OBJECTIVE
Search the listing for the string "styles" and copy every line that contains it.

DATA EXCERPT
+--
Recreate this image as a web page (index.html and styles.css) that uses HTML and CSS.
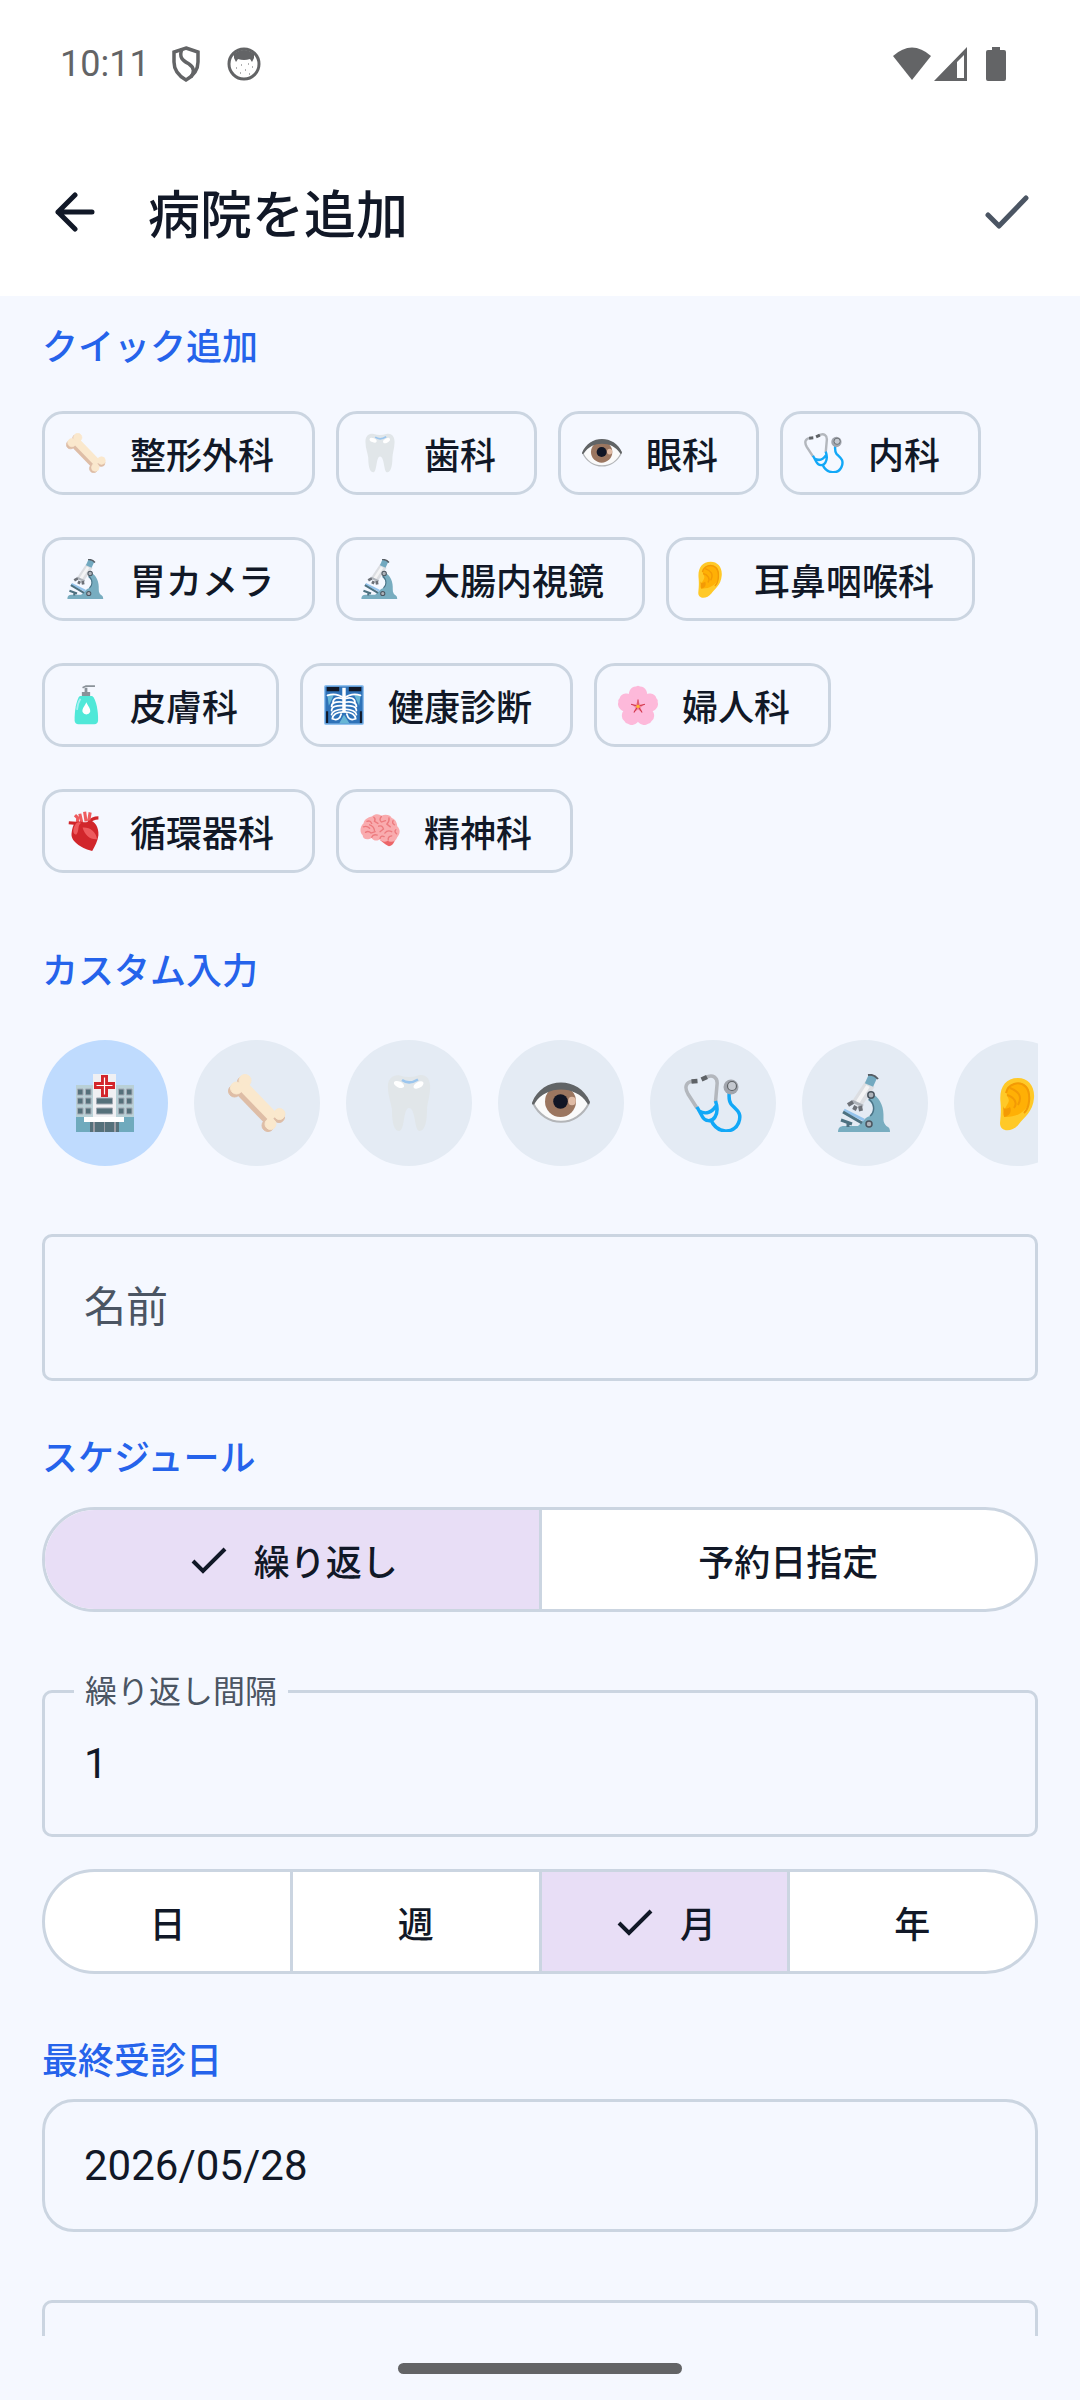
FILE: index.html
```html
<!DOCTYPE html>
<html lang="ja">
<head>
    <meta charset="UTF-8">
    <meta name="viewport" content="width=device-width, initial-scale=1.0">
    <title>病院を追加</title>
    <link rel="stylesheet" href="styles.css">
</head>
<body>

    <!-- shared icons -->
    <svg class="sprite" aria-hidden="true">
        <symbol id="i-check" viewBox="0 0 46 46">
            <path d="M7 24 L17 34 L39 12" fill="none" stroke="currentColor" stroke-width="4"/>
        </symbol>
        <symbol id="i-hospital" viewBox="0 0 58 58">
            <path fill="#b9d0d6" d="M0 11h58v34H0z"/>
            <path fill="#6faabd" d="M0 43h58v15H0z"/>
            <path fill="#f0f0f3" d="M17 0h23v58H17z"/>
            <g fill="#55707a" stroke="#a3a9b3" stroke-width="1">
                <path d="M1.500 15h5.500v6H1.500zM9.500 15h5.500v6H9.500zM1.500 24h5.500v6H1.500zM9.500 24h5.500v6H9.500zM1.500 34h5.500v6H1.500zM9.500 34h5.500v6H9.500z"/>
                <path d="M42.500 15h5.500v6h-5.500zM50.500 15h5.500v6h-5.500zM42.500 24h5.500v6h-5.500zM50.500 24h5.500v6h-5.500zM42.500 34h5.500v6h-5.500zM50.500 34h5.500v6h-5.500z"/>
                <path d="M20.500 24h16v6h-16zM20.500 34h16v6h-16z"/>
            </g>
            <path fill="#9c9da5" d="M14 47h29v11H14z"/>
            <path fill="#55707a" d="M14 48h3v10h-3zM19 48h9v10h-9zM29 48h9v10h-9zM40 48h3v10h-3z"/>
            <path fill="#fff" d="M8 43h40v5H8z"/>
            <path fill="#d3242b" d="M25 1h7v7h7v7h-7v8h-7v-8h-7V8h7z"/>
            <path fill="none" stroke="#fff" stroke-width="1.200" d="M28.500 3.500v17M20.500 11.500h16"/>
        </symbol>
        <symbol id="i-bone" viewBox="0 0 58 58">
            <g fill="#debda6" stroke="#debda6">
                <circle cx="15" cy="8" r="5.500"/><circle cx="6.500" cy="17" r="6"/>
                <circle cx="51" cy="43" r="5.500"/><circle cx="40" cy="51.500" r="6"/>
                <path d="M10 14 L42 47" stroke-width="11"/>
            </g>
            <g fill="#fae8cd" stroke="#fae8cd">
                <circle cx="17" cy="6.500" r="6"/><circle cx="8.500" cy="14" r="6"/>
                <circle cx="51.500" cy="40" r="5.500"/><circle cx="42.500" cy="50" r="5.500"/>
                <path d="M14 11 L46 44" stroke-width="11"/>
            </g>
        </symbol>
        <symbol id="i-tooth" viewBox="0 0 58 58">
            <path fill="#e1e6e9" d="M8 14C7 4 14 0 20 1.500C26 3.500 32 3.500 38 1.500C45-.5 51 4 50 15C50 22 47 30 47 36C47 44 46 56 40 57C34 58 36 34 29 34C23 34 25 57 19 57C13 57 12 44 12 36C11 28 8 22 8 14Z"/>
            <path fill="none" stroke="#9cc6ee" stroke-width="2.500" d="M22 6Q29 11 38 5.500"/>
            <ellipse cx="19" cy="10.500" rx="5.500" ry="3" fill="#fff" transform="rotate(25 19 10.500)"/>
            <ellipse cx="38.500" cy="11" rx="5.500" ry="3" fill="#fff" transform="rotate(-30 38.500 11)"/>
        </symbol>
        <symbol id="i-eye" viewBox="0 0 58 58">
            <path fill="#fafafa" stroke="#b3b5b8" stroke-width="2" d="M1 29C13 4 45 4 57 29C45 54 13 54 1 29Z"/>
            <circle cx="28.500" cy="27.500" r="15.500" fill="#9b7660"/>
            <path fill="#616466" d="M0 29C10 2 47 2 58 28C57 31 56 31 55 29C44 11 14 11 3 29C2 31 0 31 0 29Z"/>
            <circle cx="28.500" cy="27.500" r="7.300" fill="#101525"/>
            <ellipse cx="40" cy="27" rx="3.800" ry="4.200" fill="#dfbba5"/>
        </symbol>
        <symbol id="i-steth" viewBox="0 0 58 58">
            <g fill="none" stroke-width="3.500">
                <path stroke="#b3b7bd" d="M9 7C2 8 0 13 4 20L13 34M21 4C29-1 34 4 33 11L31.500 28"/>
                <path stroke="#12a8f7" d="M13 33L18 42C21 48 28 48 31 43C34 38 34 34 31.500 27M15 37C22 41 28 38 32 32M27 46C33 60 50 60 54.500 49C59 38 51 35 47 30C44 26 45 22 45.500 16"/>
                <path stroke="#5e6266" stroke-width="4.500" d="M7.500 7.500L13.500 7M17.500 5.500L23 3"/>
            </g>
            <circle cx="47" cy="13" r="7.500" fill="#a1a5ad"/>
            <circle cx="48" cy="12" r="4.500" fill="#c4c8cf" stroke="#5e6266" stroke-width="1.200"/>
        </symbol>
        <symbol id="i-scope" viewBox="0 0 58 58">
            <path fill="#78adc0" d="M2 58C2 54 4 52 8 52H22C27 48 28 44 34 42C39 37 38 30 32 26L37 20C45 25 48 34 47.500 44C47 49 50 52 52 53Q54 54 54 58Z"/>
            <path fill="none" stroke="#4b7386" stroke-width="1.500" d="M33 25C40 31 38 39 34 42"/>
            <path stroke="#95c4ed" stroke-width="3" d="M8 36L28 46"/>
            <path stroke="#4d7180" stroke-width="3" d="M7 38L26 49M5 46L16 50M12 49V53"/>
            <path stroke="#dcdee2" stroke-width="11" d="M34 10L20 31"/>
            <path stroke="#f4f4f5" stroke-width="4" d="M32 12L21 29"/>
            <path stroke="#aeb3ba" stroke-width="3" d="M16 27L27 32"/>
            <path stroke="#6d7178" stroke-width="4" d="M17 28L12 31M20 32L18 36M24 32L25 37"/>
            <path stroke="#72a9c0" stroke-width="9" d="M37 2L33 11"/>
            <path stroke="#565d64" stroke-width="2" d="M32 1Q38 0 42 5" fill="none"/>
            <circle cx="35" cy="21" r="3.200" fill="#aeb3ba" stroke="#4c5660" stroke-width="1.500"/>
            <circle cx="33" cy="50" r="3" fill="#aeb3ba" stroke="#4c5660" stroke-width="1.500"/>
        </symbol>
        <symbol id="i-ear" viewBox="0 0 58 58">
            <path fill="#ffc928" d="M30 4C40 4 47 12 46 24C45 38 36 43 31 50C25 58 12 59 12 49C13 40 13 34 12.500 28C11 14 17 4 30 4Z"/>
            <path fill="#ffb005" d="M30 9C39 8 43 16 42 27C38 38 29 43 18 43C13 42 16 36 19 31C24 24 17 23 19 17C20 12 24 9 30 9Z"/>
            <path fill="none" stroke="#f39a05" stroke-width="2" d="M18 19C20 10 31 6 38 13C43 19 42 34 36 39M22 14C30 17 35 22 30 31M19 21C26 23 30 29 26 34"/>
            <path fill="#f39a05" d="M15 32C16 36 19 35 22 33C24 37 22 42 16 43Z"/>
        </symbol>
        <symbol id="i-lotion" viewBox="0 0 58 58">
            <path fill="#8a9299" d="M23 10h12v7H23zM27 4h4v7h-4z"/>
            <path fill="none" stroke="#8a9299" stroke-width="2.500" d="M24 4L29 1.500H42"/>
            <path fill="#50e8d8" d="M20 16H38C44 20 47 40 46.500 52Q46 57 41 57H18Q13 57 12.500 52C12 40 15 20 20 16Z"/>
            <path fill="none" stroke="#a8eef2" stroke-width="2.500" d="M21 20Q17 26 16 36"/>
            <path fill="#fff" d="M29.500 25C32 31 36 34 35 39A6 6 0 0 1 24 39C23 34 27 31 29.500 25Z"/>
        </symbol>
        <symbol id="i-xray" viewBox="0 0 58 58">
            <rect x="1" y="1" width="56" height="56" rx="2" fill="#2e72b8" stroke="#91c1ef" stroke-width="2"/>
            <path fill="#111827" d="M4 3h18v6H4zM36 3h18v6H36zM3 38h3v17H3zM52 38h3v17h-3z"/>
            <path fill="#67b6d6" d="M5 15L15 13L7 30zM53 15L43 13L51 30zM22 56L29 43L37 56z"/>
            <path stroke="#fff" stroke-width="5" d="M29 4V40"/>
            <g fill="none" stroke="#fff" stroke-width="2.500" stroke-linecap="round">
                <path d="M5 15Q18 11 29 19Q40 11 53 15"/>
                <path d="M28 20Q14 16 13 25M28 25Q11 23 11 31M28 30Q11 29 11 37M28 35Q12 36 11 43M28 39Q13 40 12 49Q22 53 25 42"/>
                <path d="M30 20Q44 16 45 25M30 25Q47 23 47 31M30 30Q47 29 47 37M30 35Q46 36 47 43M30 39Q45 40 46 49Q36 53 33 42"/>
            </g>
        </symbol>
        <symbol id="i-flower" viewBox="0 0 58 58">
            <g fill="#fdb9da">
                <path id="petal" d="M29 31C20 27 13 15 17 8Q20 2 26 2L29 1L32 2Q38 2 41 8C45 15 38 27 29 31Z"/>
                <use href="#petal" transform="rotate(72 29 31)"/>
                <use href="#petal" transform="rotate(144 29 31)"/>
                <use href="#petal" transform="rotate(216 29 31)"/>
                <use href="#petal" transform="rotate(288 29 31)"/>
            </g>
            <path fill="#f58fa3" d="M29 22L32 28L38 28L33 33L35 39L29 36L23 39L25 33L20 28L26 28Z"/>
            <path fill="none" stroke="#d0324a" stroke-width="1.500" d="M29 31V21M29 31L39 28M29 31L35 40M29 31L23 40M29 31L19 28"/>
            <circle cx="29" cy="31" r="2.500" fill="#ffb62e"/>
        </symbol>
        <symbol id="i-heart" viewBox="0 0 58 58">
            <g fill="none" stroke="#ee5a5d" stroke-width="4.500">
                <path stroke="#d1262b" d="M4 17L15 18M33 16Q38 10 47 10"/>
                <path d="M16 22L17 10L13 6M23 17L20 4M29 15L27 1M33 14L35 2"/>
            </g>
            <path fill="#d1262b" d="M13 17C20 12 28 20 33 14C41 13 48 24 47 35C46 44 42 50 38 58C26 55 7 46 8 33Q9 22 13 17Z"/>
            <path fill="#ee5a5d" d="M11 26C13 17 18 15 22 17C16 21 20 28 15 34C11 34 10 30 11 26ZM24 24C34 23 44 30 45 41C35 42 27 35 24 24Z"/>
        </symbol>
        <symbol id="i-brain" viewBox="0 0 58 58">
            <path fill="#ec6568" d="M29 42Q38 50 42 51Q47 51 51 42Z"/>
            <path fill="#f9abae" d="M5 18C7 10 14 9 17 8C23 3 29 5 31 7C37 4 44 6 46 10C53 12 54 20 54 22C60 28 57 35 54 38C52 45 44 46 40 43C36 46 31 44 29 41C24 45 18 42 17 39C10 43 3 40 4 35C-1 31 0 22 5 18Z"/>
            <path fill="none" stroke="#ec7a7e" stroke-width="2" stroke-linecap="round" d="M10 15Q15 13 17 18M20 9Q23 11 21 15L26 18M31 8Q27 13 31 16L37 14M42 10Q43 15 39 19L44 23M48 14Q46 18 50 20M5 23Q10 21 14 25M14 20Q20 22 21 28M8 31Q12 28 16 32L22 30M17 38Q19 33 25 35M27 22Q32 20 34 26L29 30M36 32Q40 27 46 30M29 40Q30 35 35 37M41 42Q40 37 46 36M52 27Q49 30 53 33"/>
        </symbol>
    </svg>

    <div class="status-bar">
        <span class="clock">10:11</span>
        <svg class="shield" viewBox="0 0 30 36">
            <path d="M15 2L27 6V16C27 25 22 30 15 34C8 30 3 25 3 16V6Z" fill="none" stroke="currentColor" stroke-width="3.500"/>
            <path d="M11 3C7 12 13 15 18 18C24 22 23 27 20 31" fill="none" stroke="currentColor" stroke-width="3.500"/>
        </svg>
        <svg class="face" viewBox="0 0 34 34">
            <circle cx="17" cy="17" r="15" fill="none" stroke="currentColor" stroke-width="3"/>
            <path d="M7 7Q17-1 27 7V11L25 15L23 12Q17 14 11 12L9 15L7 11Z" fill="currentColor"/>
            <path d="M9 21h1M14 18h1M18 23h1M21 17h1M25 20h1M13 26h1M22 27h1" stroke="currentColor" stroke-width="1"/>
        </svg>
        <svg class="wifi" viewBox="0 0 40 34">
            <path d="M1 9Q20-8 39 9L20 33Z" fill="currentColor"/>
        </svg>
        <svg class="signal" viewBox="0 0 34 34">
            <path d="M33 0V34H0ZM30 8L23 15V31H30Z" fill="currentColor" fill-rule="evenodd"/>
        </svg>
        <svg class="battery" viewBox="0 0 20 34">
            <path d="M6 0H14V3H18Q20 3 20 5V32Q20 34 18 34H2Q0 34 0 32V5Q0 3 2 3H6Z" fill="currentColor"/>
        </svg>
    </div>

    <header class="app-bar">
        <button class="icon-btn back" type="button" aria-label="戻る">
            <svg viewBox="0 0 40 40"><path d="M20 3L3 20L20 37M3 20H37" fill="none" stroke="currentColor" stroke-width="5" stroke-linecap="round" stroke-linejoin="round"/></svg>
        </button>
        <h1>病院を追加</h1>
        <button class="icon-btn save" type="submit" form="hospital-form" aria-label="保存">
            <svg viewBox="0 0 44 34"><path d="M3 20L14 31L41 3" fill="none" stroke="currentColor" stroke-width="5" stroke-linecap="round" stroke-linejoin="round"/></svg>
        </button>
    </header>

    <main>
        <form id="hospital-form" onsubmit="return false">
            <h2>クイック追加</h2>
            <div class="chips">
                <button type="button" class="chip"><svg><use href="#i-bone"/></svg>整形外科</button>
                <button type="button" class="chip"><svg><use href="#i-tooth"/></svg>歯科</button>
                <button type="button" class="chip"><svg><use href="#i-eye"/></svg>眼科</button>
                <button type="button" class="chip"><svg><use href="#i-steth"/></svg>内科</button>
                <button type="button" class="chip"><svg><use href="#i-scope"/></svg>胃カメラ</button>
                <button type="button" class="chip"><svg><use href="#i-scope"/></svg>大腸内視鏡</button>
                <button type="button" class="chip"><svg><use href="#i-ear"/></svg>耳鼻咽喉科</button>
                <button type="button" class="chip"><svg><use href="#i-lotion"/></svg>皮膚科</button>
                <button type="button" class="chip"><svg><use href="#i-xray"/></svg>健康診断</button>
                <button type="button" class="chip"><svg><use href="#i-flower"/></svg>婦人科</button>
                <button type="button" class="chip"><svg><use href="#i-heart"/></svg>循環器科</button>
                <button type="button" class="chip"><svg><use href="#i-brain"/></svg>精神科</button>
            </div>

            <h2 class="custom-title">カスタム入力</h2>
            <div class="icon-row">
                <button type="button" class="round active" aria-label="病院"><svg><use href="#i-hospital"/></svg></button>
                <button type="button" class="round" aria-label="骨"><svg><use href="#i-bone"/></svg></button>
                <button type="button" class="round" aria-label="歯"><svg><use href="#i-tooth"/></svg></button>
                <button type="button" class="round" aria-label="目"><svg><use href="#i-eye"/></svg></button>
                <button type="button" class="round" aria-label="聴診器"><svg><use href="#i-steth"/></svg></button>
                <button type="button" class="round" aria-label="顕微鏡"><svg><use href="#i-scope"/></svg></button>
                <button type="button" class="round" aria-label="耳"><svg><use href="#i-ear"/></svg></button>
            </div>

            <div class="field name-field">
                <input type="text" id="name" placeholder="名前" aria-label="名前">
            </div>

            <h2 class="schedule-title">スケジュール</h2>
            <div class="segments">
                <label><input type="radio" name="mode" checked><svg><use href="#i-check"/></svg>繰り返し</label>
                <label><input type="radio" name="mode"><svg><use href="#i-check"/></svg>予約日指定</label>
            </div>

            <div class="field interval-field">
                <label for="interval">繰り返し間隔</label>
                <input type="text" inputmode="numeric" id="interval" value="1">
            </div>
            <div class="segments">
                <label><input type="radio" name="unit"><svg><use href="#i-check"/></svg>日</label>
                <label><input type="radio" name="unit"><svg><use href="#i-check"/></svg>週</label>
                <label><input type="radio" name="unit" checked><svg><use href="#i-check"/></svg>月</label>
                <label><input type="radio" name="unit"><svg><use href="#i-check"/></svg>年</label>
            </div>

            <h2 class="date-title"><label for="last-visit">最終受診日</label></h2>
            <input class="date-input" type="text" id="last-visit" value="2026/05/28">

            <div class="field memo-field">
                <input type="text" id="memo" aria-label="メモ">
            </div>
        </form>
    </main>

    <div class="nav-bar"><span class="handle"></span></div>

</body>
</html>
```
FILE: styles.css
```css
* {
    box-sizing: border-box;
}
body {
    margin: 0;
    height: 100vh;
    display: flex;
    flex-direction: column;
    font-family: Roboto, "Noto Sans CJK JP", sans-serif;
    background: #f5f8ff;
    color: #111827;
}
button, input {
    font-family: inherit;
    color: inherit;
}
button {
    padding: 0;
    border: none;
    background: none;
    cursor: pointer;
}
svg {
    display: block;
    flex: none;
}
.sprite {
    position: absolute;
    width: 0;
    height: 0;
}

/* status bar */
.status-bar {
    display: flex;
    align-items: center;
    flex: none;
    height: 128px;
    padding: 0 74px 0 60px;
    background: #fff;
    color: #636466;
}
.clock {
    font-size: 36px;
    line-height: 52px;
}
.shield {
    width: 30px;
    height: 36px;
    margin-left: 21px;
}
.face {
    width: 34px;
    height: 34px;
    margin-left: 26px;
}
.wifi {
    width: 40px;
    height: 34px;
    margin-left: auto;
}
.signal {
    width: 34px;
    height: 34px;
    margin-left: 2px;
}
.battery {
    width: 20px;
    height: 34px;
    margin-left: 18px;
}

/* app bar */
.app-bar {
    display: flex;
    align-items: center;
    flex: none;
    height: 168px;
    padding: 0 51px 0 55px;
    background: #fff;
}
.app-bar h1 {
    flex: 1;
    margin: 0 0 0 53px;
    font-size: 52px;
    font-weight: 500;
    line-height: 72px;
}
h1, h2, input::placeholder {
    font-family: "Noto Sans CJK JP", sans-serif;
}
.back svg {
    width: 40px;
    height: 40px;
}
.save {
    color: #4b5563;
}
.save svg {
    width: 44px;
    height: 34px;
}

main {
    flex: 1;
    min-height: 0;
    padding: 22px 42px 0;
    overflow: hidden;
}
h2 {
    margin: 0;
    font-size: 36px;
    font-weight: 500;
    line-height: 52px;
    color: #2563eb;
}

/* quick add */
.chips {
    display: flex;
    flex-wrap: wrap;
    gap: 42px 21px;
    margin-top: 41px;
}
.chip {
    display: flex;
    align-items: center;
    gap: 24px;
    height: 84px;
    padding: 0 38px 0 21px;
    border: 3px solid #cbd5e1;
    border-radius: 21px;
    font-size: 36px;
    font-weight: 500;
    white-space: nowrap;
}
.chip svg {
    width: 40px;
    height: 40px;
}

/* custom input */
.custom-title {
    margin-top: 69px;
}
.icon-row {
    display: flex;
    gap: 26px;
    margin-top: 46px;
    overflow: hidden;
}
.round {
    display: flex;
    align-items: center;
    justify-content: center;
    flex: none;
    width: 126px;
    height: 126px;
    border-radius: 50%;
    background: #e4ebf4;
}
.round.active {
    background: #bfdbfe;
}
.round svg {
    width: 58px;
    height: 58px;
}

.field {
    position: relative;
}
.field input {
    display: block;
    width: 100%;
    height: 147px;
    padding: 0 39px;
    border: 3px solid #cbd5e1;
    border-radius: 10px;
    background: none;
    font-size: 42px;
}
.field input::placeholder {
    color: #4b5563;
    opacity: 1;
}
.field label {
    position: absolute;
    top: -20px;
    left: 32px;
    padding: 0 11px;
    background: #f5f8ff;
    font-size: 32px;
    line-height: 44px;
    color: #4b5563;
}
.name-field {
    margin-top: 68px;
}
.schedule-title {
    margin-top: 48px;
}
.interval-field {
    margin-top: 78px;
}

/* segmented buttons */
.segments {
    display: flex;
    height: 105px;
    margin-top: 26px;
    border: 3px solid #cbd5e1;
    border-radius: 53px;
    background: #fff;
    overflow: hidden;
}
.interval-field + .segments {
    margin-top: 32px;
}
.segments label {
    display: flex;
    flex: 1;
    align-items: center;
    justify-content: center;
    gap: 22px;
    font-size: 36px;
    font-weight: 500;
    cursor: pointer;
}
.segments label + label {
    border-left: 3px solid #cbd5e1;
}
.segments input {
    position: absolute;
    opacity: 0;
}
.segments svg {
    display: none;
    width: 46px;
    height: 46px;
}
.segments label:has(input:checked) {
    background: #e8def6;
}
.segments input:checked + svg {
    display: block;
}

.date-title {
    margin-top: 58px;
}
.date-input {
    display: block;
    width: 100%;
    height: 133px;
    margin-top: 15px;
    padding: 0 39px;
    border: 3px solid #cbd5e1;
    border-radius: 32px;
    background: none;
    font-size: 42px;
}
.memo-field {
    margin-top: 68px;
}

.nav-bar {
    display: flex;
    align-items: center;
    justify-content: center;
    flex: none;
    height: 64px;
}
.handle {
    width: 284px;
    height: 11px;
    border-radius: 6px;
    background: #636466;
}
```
+--
RESPONSE TO THIS TASK
Recreate this image as a web page (index.html and styles.css) that uses HTML and CSS.
    <link rel="stylesheet" href="styles.css">
FILE: styles.css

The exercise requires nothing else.